What to do:
Retype all material exactly. Pictures stay out of the copy.

Collected data:
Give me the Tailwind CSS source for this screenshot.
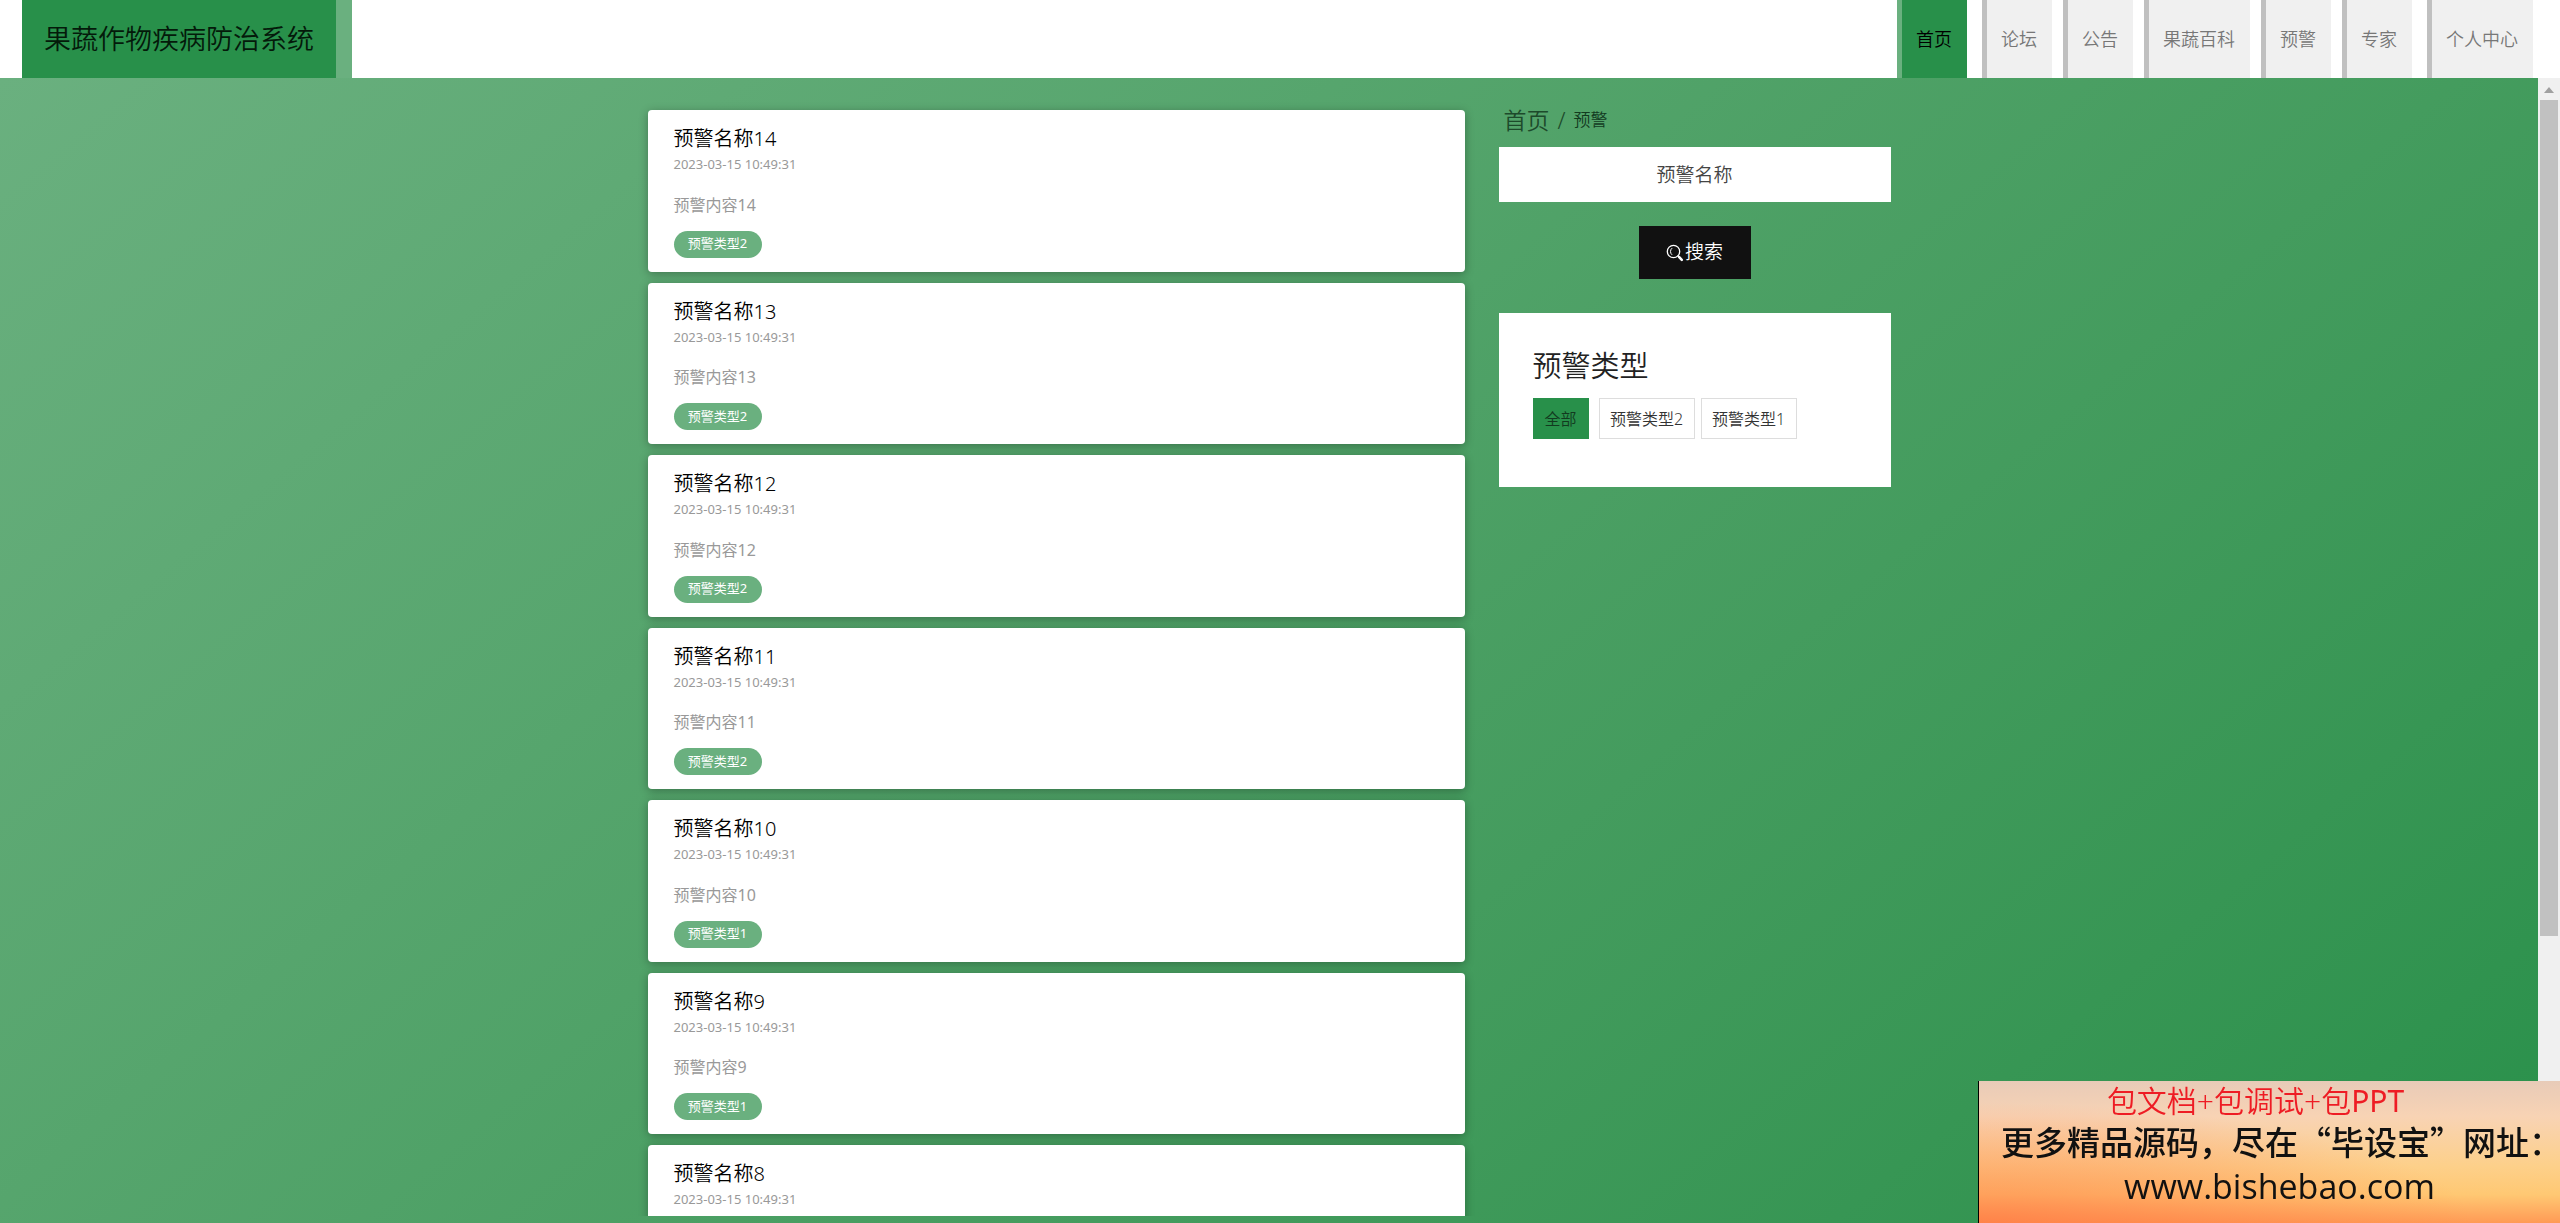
<!DOCTYPE html>
<html lang="zh-CN">
<head>
    <meta charset="UTF-8">
    <meta name="viewport" content="width=device-width, initial-scale=1.0">
    <title>果蔬作物疾病防治系统</title>
    <script src="https://cdn.jsdelivr.net/npm/@tailwindcss/browser@4"></script>
</head>
<body class="flex h-screen flex-col overflow-hidden font-['Noto_Sans','Noto_Sans_CJK_SC',sans-serif] font-[350]">
    <!-- Header -->
    <header class="flex h-[78px] shrink-0 justify-between bg-white pl-[22px] pr-[27px]">
        <a href="#" class="flex items-center border-r-16 border-[#6ab07f] bg-[#28904a] px-[22px] text-[27px] text-[#041a0a]">果蔬作物疾病防治系统</a>
        <nav class="flex gap-[11px] text-lg text-[#777]">
            <a href="#" class="mr-1 flex items-center border-l-5 border-[#6ab07f] bg-[#28904a] pl-[14px] pr-[15px] text-black">首页</a>
            <a href="#" class="flex items-center border-l-5 border-[#c0c0c0] bg-[#f0f0f0] pl-[14px] pr-[15px]">论坛</a>
            <a href="#" class="flex items-center border-l-5 border-[#c0c0c0] bg-[#f0f0f0] pl-[14px] pr-[15px]">公告</a>
            <a href="#" class="flex items-center border-l-5 border-[#c0c0c0] bg-[#f0f0f0] pl-[14px] pr-[15px]">果蔬百科</a>
            <a href="#" class="flex items-center border-l-5 border-[#c0c0c0] bg-[#f0f0f0] pl-[14px] pr-[15px]">预警</a>
            <a href="#" class="flex items-center border-l-5 border-[#c0c0c0] bg-[#f0f0f0] pl-[14px] pr-[15px]">专家</a>
            <a href="#" class="ml-1 flex items-center border-l-5 border-[#c0c0c0] bg-[#f0f0f0] pl-[14px] pr-[15px]">个人中心</a>
        </nav>
    </header>

    <div class="flex min-h-0 flex-1 bg-linear-140 from-[#6ab07f] to-[#28904a]">
        <!-- Content -->
        <main class="flex min-w-0 flex-1 justify-center pb-[7px]">
            <div class="flex w-full max-w-[1243px] gap-[34px] overflow-y-clip">
                <!-- Warning list -->
                <section id="list" class="flex flex-1 flex-col gap-[11px] pt-8"></section>

                <!-- Sidebar -->
                <aside class="w-[392px] shrink-0 pt-5">
                    <div class="mb-[5px] flex h-11 items-center gap-2 pl-[5px] text-[#1d4a2b]">
                        <a href="#" class="text-[23px]">首页</a>
                        <span class="text-[23px]">/</span>
                        <span class="text-[17px] text-[#123a1f]">预警</span>
                    </div>
                    <form class="flex flex-col items-center" onsubmit="return false">
                        <input type="text" aria-label="预警名称" placeholder="预警名称" class="h-[55px] w-full bg-white text-center text-[19px] placeholder:text-[#444]">
                        <button class="mt-6 flex h-[53px] w-28 items-center justify-center gap-px bg-[#111] text-[19px] text-white">
                            <svg class="size-[18px]" viewBox="0 0 18 18" fill="none" stroke="currentColor" stroke-linecap="round">
                                <circle cx="7.5" cy="7.5" r="6.2" stroke-width="1.3"/>
                                <path d="M5.8 4.4A4 4 0 0 0 5.8 10.6" stroke-width="1"/>
                                <path d="M12 12l.8.8" stroke-width="1.3"/>
                                <path d="M13.2 13.2l2.6 2.6" stroke-width="2.6"/>
                            </svg>
                            搜索
                        </button>
                    </form>
                    <div class="mt-[34px] h-[174px] bg-white pl-[34px] pt-[33px]">
                        <h2 class="text-[29px] leading-10 text-[#222]">预警类型</h2>
                        <div class="mt-3 flex text-base text-[#333]">
                            <button class="mr-[10px] h-[41px] bg-[#28904a] px-3 text-[#123a1f]">全部</button>
                            <button class="mr-[6px] h-[41px] w-24 border border-[#ddd]">预警类型2</button>
                            <button class="h-[41px] w-24 border border-[#ddd]">预警类型1</button>
                        </div>
                    </div>
                </aside>
            </div>
        </main>

        <!-- Scrollbar -->
        <div class="flex w-[22px] flex-col items-center bg-[#f0f0f0]">
            <svg class="h-[22px] w-3 shrink-0" viewBox="0 0 12 22"><path d="M1 15l5-6 5 6z" fill="#a0a0a0"/></svg>
            <div class="h-[73%] w-[18px] bg-[#c1c1c1]"></div>
        </div>
    </div>

    <!-- Promo banner -->
    <div class="fixed bottom-0 right-0 flex h-[142px] w-[582px] flex-col items-center border-l border-black bg-[radial-gradient(ellipse_at_0%_100%,rgba(255,115,65,0.6),rgba(255,150,80,0)_60%),linear-gradient(#e8cbb8,#f8d3b4_25%,#fdd08a_60%,#ffc873_80%,#ff9a55)] whitespace-nowrap">
        <p class="mr-7 text-[30px] leading-10 text-[#ee1c24]">包文档+包调试+包<span class="font-normal">PPT</span></p>
        <p class="ml-6 font-['Noto_Sans_CJK_SC',sans-serif] text-[33px] leading-10 font-medium text-[#111]">更多精品源码，尽在“毕设宝”网址：</p>
        <a href="#" class="ml-5 font-['Open_Sans',sans-serif] text-[34px] leading-[50px] font-medium text-[#111]">www.bishebao.com</a>
    </div>

    <script>
        const list = document.getElementById('list');

        // Newest warnings first
        for (let n = 14; n >= 8; n--) {
            const type = n > 10 ? 2 : 1;
            list.innerHTML += `
                <a href="#" class="block shrink-0 rounded bg-white px-[26px] pt-[13px] pb-[14px] shadow-[0_2px_10px_rgba(0,0,0,0.3)]">
                    <h3 class="text-xl leading-8 text-black">预警名称${n}</h3>
                    <p class="text-[13px] leading-normal font-normal text-[#999]">2023-03-15 10:49:31</p>
                    <p class="mt-[18px] text-base leading-6 font-normal text-[#999]">预警内容${n}</p>
                    <span class="mt-[14px] flex h-[27px] w-[88px] items-center justify-center rounded-full bg-[#6ab07f] text-[13px] font-normal text-white">预警类型${type}</span>
                </a>`;
        }
    </script>
</body>
</html>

Worked answer:
Give me the Tailwind CSS source for this screenshot.
<!DOCTYPE html>
<html lang="zh-CN">
<head>
    <meta charset="UTF-8">
    <meta name="viewport" content="width=device-width, initial-scale=1.0">
    <title>果蔬作物疾病防治系统</title>
    <script src="https://cdn.jsdelivr.net/npm/@tailwindcss/browser@4"></script>
</head>
<body class="flex h-screen flex-col overflow-hidden font-['Noto_Sans','Noto_Sans_CJK_SC',sans-serif] font-[350]">
    <!-- Header -->
    <header class="flex h-[78px] shrink-0 justify-between bg-white pl-[22px] pr-[27px]">
        <a href="#" class="flex items-center border-r-16 border-[#6ab07f] bg-[#28904a] px-[22px] text-[27px] text-[#041a0a]">果蔬作物疾病防治系统</a>
        <nav class="flex gap-[11px] text-lg text-[#777]">
            <a href="#" class="mr-1 flex items-center border-l-5 border-[#6ab07f] bg-[#28904a] pl-[14px] pr-[15px] text-black">首页</a>
            <a href="#" class="flex items-center border-l-5 border-[#c0c0c0] bg-[#f0f0f0] pl-[14px] pr-[15px]">论坛</a>
            <a href="#" class="flex items-center border-l-5 border-[#c0c0c0] bg-[#f0f0f0] pl-[14px] pr-[15px]">公告</a>
            <a href="#" class="flex items-center border-l-5 border-[#c0c0c0] bg-[#f0f0f0] pl-[14px] pr-[15px]">果蔬百科</a>
            <a href="#" class="flex items-center border-l-5 border-[#c0c0c0] bg-[#f0f0f0] pl-[14px] pr-[15px]">预警</a>
            <a href="#" class="flex items-center border-l-5 border-[#c0c0c0] bg-[#f0f0f0] pl-[14px] pr-[15px]">专家</a>
            <a href="#" class="ml-1 flex items-center border-l-5 border-[#c0c0c0] bg-[#f0f0f0] pl-[14px] pr-[15px]">个人中心</a>
        </nav>
    </header>

    <div class="flex min-h-0 flex-1 bg-linear-140 from-[#6ab07f] to-[#28904a]">
        <!-- Content -->
        <main class="flex min-w-0 flex-1 justify-center pb-[7px]">
            <div class="flex w-full max-w-[1243px] gap-[34px] overflow-y-clip">
                <!-- Warning list -->
                <section id="list" class="flex flex-1 flex-col gap-[11px] pt-8"></section>

                <!-- Sidebar -->
                <aside class="w-[392px] shrink-0 pt-5">
                    <div class="mb-[5px] flex h-11 items-center gap-2 pl-[5px] text-[#1d4a2b]">
                        <a href="#" class="text-[23px]">首页</a>
                        <span class="text-[23px]">/</span>
                        <span class="text-[17px] text-[#123a1f]">预警</span>
                    </div>
                    <form class="flex flex-col items-center" onsubmit="return false">
                        <input type="text" aria-label="预警名称" placeholder="预警名称" class="h-[55px] w-full bg-white text-center text-[19px] placeholder:text-[#444]">
                        <button class="mt-6 flex h-[53px] w-28 items-center justify-center gap-px bg-[#111] text-[19px] text-white">
                            <svg class="size-[18px]" viewBox="0 0 18 18" fill="none" stroke="currentColor" stroke-linecap="round">
                                <circle cx="7.5" cy="7.5" r="6.2" stroke-width="1.3"/>
                                <path d="M5.8 4.4A4 4 0 0 0 5.8 10.6" stroke-width="1"/>
                                <path d="M12 12l.8.8" stroke-width="1.3"/>
                                <path d="M13.2 13.2l2.6 2.6" stroke-width="2.6"/>
                            </svg>
                            搜索
                        </button>
                    </form>
                    <div class="mt-[34px] h-[174px] bg-white pl-[34px] pt-[33px]">
                        <h2 class="text-[29px] leading-10 text-[#222]">预警类型</h2>
                        <div class="mt-3 flex text-base text-[#333]">
                            <button class="mr-[10px] h-[41px] bg-[#28904a] px-3 text-[#123a1f]">全部</button>
                            <button class="mr-[6px] h-[41px] w-24 border border-[#ddd]">预警类型2</button>
                            <button class="h-[41px] w-24 border border-[#ddd]">预警类型1</button>
                        </div>
                    </div>
                </aside>
            </div>
        </main>

        <!-- Scrollbar -->
        <div class="flex w-[22px] flex-col items-center bg-[#f0f0f0]">
            <svg class="h-[22px] w-3 shrink-0" viewBox="0 0 12 22"><path d="M1 15l5-6 5 6z" fill="#a0a0a0"/></svg>
            <div class="h-[73%] w-[18px] bg-[#c1c1c1]"></div>
        </div>
    </div>

    <!-- Promo banner -->
    <div class="fixed bottom-0 right-0 flex h-[142px] w-[582px] flex-col items-center border-l border-black bg-[radial-gradient(ellipse_at_0%_100%,rgba(255,115,65,0.6),rgba(255,150,80,0)_60%),linear-gradient(#e8cbb8,#f8d3b4_25%,#fdd08a_60%,#ffc873_80%,#ff9a55)] whitespace-nowrap">
        <p class="mr-7 text-[30px] leading-10 text-[#ee1c24]">包文档+包调试+包<span class="font-normal">PPT</span></p>
        <p class="ml-6 font-['Noto_Sans_CJK_SC',sans-serif] text-[33px] leading-10 font-medium text-[#111]">更多精品源码，尽在“毕设宝”网址：</p>
        <a href="#" class="ml-5 font-['Open_Sans',sans-serif] text-[34px] leading-[50px] font-medium text-[#111]">www.bishebao.com</a>
    </div>

    <script>
        const list = document.getElementById('list');

        // Newest warnings first
        for (let n = 14; n >= 8; n--) {
            const type = n > 10 ? 2 : 1;
            list.innerHTML += `
                <a href="#" class="block shrink-0 rounded bg-white px-[26px] pt-[13px] pb-[14px] shadow-[0_2px_10px_rgba(0,0,0,0.3)]">
                    <h3 class="text-xl leading-8 text-black">预警名称${n}</h3>
                    <p class="text-[13px] leading-normal font-normal text-[#999]">2023-03-15 10:49:31</p>
                    <p class="mt-[18px] text-base leading-6 font-normal text-[#999]">预警内容${n}</p>
                    <span class="mt-[14px] flex h-[27px] w-[88px] items-center justify-center rounded-full bg-[#6ab07f] text-[13px] font-normal text-white">预警类型${type}</span>
                </a>`;
        }
    </script>
</body>
</html>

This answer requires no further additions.